At the middle of a seventh month with no state budget, funding for primary and secondary education is still being paid out as normal. That is because Republican Gov. Bruce Rauner signed off on that spending, but left out post-secondary education.
Lawmakers have been begging for that funding, along with MAP grants, or the Monetary Award Program, for a while now. The MAP grants help low-income students pay for their tuition and fees.
There are 125,000 students who have been awarded the MAP grants. Even more qualified, but none of them have received their money.
While some senators gave the same old story about how the budget is impacting the students, state Sen. Bill Cunningham, D-Chicago, turned it around.
He said people should worry about the institutions, too, because they are hurting and they do not want to speak up for themselves.
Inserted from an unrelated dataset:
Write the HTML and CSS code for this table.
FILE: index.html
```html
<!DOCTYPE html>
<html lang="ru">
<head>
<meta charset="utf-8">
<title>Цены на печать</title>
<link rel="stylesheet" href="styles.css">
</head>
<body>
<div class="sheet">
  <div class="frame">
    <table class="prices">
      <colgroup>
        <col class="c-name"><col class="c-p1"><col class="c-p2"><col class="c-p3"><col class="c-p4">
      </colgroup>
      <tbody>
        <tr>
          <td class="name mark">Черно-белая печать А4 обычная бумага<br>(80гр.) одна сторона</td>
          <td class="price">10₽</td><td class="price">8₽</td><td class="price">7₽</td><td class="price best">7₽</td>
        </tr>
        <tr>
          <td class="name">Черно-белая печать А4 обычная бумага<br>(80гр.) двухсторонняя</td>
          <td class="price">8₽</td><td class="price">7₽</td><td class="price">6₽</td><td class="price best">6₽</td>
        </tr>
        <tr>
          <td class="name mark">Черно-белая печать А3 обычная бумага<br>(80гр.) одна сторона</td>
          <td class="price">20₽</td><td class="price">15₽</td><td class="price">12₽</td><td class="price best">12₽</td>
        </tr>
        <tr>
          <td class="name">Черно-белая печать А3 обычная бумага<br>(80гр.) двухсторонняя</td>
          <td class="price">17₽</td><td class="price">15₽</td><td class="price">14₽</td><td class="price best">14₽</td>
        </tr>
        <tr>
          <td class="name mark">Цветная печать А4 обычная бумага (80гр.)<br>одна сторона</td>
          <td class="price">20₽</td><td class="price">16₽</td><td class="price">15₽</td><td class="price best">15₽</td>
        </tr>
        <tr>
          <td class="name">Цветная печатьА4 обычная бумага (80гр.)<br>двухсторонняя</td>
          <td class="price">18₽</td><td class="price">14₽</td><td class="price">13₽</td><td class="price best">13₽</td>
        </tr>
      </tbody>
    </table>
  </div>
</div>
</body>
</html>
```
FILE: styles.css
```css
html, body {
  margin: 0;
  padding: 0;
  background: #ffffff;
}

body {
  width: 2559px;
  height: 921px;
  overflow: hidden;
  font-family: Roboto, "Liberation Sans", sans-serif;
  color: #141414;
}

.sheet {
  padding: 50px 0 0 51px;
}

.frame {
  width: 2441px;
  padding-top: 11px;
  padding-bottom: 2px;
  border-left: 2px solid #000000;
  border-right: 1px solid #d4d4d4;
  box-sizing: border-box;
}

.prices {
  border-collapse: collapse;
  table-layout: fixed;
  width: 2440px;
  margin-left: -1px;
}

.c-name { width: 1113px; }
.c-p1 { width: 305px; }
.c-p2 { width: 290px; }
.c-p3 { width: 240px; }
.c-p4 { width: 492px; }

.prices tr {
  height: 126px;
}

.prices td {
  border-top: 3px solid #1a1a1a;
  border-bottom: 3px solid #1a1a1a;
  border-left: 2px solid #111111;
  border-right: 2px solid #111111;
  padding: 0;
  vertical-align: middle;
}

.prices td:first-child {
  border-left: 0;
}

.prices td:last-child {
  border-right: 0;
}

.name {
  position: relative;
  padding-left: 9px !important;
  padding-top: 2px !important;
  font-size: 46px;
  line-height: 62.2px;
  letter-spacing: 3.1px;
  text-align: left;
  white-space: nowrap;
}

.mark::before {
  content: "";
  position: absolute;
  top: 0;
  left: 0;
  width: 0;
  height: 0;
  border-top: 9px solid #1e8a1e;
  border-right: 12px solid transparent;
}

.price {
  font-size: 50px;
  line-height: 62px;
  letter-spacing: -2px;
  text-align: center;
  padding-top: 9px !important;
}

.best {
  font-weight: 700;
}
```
“You can imagine, during this time of year, when high school seniors are deciding where they want to go to school, they don’t want to hear the president of a perspective university telling them that they’re in financial trouble,” Cunningham said.
He said it is very likely students will chose to go elsewhere and our colleges and universities will have a decreased freshmen enrollment, which could be devastating.
The institutions in Illinois employ thousands of people and if they do not start getting money soon, they may have to make some tough decisions about what level of operating they will be able to uphold.
Essentially, Cunningham described it as a double-whammy. The schools are not getting their money from the state, and students are not getting their money from the state so the schools are without both sets of funding.
The legislation proposed will appropriate the amount needed for the awarded students.
The next scheduled session day in January 27.
The legislation is Illinois Senate Bill 2226.